Code that builds pages:
— START —
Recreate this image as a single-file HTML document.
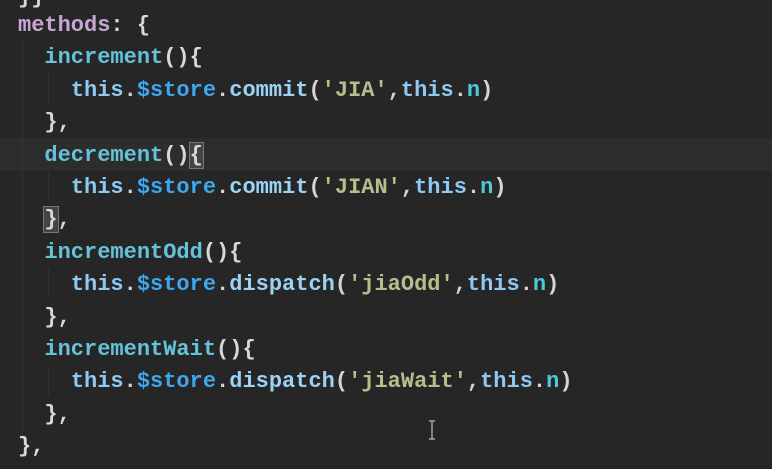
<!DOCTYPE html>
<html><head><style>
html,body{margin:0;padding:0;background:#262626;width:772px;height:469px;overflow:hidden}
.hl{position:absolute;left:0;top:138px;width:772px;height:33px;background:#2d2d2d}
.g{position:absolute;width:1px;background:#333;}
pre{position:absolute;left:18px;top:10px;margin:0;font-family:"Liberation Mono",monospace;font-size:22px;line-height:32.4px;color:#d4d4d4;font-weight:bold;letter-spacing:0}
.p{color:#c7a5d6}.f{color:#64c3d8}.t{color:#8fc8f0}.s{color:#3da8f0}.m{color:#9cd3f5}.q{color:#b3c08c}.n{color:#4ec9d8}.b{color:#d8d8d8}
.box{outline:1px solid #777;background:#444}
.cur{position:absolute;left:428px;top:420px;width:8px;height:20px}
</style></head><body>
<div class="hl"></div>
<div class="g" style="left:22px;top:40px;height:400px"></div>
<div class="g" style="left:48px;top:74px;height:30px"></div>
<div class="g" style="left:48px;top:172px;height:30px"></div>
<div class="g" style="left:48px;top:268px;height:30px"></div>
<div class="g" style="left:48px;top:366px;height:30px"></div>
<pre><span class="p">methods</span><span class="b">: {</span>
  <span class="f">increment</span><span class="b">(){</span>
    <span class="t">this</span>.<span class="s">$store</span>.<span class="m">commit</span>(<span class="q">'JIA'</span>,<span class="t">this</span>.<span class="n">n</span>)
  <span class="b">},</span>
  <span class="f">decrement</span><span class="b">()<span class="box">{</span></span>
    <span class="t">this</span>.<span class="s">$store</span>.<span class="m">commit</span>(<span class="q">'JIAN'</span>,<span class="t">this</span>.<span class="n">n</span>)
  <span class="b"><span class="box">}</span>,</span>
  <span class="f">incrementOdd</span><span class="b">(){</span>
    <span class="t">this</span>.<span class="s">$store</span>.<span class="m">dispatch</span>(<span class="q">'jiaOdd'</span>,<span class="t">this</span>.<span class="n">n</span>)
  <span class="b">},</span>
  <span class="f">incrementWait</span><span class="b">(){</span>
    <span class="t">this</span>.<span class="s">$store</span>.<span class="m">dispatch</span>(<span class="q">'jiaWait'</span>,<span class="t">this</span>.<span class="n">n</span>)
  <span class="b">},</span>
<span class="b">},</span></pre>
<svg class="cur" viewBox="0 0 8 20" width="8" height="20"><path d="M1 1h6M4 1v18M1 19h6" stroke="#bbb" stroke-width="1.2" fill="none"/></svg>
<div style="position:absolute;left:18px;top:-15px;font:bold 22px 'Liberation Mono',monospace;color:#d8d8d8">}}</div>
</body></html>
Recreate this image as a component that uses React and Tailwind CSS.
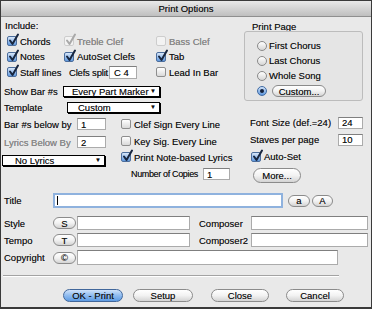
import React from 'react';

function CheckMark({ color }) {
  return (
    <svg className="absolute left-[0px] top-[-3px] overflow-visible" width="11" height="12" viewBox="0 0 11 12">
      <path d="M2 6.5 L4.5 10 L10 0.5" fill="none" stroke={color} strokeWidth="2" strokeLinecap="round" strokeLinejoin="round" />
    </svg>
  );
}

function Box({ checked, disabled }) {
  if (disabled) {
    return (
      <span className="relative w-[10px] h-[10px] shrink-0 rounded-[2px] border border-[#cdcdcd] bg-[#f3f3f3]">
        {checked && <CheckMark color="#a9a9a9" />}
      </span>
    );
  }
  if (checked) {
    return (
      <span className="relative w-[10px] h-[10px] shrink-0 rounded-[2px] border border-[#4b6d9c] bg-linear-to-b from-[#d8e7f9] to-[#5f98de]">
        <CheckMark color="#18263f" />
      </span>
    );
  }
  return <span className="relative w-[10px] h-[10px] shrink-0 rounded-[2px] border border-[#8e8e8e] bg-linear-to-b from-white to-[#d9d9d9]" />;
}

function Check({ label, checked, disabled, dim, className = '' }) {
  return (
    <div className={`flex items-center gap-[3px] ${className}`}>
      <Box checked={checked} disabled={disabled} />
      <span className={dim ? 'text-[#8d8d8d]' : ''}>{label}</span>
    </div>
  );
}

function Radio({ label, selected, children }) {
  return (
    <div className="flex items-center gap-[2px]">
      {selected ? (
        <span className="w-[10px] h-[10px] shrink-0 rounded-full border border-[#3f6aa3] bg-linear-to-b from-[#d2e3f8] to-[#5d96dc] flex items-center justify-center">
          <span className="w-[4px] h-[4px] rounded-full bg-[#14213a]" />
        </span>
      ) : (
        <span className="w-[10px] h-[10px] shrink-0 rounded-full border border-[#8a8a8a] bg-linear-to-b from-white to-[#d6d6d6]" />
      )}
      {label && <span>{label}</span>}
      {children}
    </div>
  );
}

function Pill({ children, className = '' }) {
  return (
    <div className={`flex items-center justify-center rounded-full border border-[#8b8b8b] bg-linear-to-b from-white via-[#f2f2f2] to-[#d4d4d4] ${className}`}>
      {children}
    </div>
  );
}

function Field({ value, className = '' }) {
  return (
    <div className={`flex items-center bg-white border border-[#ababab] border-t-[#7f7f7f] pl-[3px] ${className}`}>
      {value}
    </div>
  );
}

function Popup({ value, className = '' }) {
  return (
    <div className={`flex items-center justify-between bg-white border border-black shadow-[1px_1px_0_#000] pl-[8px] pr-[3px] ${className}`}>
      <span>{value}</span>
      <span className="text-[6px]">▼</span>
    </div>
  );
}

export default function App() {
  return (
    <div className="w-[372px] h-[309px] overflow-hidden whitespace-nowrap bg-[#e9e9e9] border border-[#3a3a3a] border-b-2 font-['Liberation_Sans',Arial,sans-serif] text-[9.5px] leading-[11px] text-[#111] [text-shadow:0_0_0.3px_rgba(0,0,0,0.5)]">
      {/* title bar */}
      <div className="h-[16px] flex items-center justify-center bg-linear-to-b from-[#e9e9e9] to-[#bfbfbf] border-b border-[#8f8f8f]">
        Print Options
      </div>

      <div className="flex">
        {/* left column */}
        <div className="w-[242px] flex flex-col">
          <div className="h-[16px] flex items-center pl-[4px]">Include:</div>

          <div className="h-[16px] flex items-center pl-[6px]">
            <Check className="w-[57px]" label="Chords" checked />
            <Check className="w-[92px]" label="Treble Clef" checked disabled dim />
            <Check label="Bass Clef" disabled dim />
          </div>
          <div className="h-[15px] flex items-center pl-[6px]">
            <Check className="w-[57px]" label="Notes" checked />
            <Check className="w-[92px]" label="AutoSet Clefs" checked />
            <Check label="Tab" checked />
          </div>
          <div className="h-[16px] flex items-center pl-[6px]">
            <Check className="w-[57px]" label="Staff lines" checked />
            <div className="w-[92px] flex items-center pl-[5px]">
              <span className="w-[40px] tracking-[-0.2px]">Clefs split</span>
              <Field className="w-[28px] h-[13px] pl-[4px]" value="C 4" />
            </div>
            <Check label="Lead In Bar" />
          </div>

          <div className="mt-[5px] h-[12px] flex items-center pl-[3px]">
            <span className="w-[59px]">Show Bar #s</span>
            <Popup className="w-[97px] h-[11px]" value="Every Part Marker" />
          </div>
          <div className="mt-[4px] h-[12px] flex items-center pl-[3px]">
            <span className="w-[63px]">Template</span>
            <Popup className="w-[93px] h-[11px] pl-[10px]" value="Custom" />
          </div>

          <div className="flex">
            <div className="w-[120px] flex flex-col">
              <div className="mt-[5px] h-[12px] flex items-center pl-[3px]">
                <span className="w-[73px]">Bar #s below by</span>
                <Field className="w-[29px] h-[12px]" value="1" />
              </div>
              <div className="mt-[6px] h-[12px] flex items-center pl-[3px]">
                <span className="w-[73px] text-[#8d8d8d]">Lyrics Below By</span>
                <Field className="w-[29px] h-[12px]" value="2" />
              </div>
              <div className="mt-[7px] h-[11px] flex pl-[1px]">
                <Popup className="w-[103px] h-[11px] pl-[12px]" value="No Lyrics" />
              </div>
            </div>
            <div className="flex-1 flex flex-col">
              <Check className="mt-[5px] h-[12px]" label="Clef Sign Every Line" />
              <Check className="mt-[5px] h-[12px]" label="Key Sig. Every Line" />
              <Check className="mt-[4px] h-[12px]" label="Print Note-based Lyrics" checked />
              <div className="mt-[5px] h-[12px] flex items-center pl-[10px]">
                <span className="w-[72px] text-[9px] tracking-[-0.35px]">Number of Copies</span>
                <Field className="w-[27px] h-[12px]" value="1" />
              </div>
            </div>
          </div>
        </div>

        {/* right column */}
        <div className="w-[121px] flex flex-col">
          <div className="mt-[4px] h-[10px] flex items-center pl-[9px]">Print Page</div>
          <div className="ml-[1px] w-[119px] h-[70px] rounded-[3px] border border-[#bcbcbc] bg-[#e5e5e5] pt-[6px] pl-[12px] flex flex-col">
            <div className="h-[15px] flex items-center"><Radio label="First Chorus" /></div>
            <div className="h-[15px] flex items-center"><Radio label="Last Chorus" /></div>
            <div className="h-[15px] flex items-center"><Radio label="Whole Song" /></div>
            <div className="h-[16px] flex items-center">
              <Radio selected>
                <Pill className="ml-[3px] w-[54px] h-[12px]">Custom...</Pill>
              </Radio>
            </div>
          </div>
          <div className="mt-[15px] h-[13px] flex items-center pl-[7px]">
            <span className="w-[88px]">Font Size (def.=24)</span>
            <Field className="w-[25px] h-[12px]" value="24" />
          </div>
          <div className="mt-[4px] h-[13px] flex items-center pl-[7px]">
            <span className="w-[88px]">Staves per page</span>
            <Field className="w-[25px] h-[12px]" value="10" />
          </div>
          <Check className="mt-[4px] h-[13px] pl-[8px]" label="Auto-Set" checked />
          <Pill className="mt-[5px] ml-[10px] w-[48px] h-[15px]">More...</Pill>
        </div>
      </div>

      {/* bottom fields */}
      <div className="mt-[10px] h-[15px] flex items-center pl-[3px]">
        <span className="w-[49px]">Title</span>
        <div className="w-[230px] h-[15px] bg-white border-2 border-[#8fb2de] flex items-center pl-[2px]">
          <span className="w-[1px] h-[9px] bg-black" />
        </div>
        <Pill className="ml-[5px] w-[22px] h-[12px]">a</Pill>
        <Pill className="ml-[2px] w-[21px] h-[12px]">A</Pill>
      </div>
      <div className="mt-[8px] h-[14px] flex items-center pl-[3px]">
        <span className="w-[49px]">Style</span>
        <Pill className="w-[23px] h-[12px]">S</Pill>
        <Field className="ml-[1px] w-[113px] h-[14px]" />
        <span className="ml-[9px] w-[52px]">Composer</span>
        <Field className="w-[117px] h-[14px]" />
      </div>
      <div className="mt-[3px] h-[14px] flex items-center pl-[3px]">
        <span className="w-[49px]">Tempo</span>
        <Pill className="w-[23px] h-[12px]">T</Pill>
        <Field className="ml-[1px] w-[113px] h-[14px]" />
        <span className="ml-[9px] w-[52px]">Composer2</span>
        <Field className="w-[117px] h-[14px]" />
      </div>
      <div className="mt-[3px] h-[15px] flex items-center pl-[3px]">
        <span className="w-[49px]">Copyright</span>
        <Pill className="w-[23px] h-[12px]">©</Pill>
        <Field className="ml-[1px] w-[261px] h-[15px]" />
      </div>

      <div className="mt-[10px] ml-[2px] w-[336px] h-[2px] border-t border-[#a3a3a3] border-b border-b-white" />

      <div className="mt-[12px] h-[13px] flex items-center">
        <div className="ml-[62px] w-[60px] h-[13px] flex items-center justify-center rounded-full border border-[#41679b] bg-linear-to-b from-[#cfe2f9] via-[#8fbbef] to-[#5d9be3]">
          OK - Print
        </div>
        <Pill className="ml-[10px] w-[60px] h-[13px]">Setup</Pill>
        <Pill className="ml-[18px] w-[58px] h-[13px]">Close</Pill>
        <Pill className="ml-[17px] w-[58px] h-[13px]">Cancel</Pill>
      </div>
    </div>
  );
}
— END —
*Requirement:* Copy out every line of the listing that contains the string "image".

*Answer for this exercise:*
Recreate this image as a single-file HTML document.
Recreate this image as a component that uses React and Tailwind CSS.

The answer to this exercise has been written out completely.